■ **Problem details**
Extract each line of the material that follows exactly and omit its pictures.
** Start of Data to process **
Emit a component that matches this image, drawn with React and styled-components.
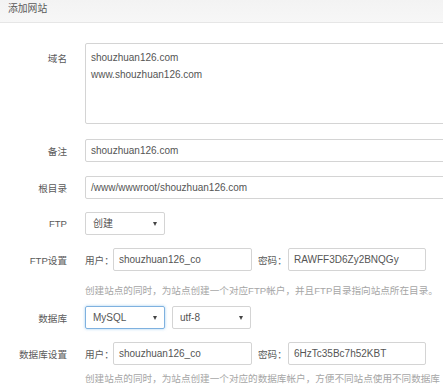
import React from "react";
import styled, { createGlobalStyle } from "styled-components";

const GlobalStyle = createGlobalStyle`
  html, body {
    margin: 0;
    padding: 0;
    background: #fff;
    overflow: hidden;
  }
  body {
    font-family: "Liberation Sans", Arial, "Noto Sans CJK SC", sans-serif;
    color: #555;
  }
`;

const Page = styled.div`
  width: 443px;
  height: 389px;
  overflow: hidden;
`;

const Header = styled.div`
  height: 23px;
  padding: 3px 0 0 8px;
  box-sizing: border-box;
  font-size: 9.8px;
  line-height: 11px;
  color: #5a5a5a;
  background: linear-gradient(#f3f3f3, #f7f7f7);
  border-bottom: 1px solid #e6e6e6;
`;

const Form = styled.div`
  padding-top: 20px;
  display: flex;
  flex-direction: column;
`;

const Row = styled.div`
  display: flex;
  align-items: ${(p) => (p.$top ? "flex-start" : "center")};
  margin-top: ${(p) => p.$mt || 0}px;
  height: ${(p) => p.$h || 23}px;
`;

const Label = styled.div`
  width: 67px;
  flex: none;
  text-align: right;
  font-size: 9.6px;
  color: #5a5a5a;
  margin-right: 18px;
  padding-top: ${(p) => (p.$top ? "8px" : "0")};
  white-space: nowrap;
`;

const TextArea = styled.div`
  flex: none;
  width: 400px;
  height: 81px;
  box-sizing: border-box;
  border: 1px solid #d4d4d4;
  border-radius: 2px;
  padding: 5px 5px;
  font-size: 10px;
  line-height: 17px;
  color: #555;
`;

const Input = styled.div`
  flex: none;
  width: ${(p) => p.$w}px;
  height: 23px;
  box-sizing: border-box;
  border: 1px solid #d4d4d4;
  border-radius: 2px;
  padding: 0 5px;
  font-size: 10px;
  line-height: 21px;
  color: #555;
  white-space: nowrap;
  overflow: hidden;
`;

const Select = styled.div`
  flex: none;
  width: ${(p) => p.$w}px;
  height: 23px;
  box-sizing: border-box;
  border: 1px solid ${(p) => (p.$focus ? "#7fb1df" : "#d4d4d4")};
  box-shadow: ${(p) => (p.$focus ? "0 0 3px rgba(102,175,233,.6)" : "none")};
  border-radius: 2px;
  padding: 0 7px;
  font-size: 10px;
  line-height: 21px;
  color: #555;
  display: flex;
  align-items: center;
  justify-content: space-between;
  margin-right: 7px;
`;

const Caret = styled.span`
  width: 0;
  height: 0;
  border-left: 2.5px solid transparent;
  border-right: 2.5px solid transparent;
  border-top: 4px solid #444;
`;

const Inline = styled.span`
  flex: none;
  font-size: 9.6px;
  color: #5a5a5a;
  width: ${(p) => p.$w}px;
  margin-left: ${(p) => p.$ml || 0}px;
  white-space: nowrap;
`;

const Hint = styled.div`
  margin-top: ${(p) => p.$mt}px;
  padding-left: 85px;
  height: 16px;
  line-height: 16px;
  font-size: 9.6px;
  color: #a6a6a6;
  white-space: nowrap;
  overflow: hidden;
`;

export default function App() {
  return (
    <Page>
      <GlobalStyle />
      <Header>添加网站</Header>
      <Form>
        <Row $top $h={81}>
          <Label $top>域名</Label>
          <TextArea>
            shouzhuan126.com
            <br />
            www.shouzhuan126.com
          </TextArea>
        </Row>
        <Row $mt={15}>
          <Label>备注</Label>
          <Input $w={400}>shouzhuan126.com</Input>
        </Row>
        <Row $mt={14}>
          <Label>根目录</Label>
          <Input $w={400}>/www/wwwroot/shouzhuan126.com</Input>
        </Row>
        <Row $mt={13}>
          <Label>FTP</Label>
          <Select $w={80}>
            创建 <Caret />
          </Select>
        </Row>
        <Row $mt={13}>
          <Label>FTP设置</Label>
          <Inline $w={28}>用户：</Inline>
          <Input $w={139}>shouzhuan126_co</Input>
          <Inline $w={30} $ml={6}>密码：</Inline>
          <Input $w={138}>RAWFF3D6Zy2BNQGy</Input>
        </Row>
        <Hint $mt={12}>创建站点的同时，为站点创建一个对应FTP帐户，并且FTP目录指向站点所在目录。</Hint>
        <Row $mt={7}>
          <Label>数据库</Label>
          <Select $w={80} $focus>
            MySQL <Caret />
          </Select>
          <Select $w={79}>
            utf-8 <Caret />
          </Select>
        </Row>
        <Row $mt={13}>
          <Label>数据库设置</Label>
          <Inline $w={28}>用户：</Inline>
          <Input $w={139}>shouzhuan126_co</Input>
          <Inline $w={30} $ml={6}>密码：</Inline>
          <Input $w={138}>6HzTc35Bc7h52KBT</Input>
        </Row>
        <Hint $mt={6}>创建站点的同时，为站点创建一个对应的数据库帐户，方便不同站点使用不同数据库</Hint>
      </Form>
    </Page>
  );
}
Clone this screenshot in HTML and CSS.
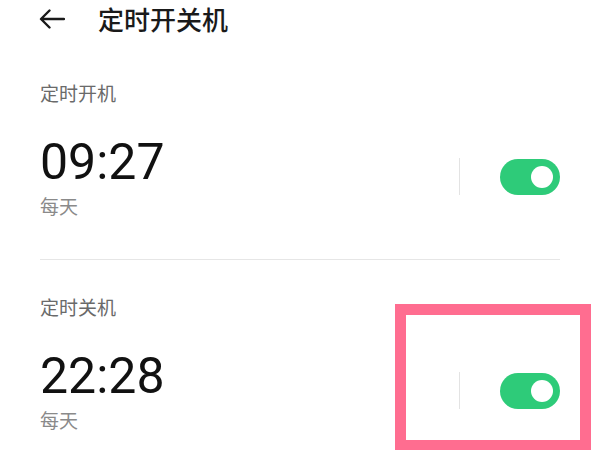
** End of Data to process **
■ **Output of the exercise**
Emit a component that matches this image, drawn with React and styled-components.
import React from "react";
import styled, { createGlobalStyle } from "styled-components";

const GlobalStyle = createGlobalStyle`
  html, body {
    margin: 0;
    padding: 0;
    background: #fff;
    overflow: hidden;
  }
  body {
    font-family: "Liberation Sans", Arial, "Noto Sans CJK SC", sans-serif;
    color: #555;
  }
`;

const Page = styled.div`
  width: 443px;
  height: 389px;
  overflow: hidden;
`;

const Header = styled.div`
  height: 23px;
  padding: 3px 0 0 8px;
  box-sizing: border-box;
  font-size: 9.8px;
  line-height: 11px;
  color: #5a5a5a;
  background: linear-gradient(#f3f3f3, #f7f7f7);
  border-bottom: 1px solid #e6e6e6;
`;

const Form = styled.div`
  padding-top: 20px;
  display: flex;
  flex-direction: column;
`;

const Row = styled.div`
  display: flex;
  align-items: ${(p) => (p.$top ? "flex-start" : "center")};
  margin-top: ${(p) => p.$mt || 0}px;
  height: ${(p) => p.$h || 23}px;
`;

const Label = styled.div`
  width: 67px;
  flex: none;
  text-align: right;
  font-size: 9.6px;
  color: #5a5a5a;
  margin-right: 18px;
  padding-top: ${(p) => (p.$top ? "8px" : "0")};
  white-space: nowrap;
`;

const TextArea = styled.div`
  flex: none;
  width: 400px;
  height: 81px;
  box-sizing: border-box;
  border: 1px solid #d4d4d4;
  border-radius: 2px;
  padding: 5px 5px;
  font-size: 10px;
  line-height: 17px;
  color: #555;
`;

const Input = styled.div`
  flex: none;
  width: ${(p) => p.$w}px;
  height: 23px;
  box-sizing: border-box;
  border: 1px solid #d4d4d4;
  border-radius: 2px;
  padding: 0 5px;
  font-size: 10px;
  line-height: 21px;
  color: #555;
  white-space: nowrap;
  overflow: hidden;
`;

const Select = styled.div`
  flex: none;
  width: ${(p) => p.$w}px;
  height: 23px;
  box-sizing: border-box;
  border: 1px solid ${(p) => (p.$focus ? "#7fb1df" : "#d4d4d4")};
  box-shadow: ${(p) => (p.$focus ? "0 0 3px rgba(102,175,233,.6)" : "none")};
  border-radius: 2px;
  padding: 0 7px;
  font-size: 10px;
  line-height: 21px;
  color: #555;
  display: flex;
  align-items: center;
  justify-content: space-between;
  margin-right: 7px;
`;

const Caret = styled.span`
  width: 0;
  height: 0;
  border-left: 2.5px solid transparent;
  border-right: 2.5px solid transparent;
  border-top: 4px solid #444;
`;

const Inline = styled.span`
  flex: none;
  font-size: 9.6px;
  color: #5a5a5a;
  width: ${(p) => p.$w}px;
  margin-left: ${(p) => p.$ml || 0}px;
  white-space: nowrap;
`;

const Hint = styled.div`
  margin-top: ${(p) => p.$mt}px;
  padding-left: 85px;
  height: 16px;
  line-height: 16px;
  font-size: 9.6px;
  color: #a6a6a6;
  white-space: nowrap;
  overflow: hidden;
`;

export default function App() {
  return (
    <Page>
      <GlobalStyle />
      <Header>添加网站</Header>
      <Form>
        <Row $top $h={81}>
          <Label $top>域名</Label>
          <TextArea>
            shouzhuan126.com
            <br />
            www.shouzhuan126.com
          </TextArea>
        </Row>
        <Row $mt={15}>
          <Label>备注</Label>
          <Input $w={400}>shouzhuan126.com</Input>
        </Row>
        <Row $mt={14}>
          <Label>根目录</Label>
          <Input $w={400}>/www/wwwroot/shouzhuan126.com</Input>
        </Row>
        <Row $mt={13}>
          <Label>FTP</Label>
          <Select $w={80}>
            创建 <Caret />
          </Select>
        </Row>
        <Row $mt={13}>
          <Label>FTP设置</Label>
          <Inline $w={28}>用户：</Inline>
          <Input $w={139}>shouzhuan126_co</Input>
          <Inline $w={30} $ml={6}>密码：</Inline>
          <Input $w={138}>RAWFF3D6Zy2BNQGy</Input>
        </Row>
        <Hint $mt={12}>创建站点的同时，为站点创建一个对应FTP帐户，并且FTP目录指向站点所在目录。</Hint>
        <Row $mt={7}>
          <Label>数据库</Label>
          <Select $w={80} $focus>
            MySQL <Caret />
          </Select>
          <Select $w={79}>
            utf-8 <Caret />
          </Select>
        </Row>
        <Row $mt={13}>
          <Label>数据库设置</Label>
          <Inline $w={28}>用户：</Inline>
          <Input $w={139}>shouzhuan126_co</Input>
          <Inline $w={30} $ml={6}>密码：</Inline>
          <Input $w={138}>6HzTc35Bc7h52KBT</Input>
        </Row>
        <Hint $mt={6}>创建站点的同时，为站点创建一个对应的数据库帐户，方便不同站点使用不同数据库</Hint>
      </Form>
    </Page>
  );
}
Clone this screenshot in HTML and CSS.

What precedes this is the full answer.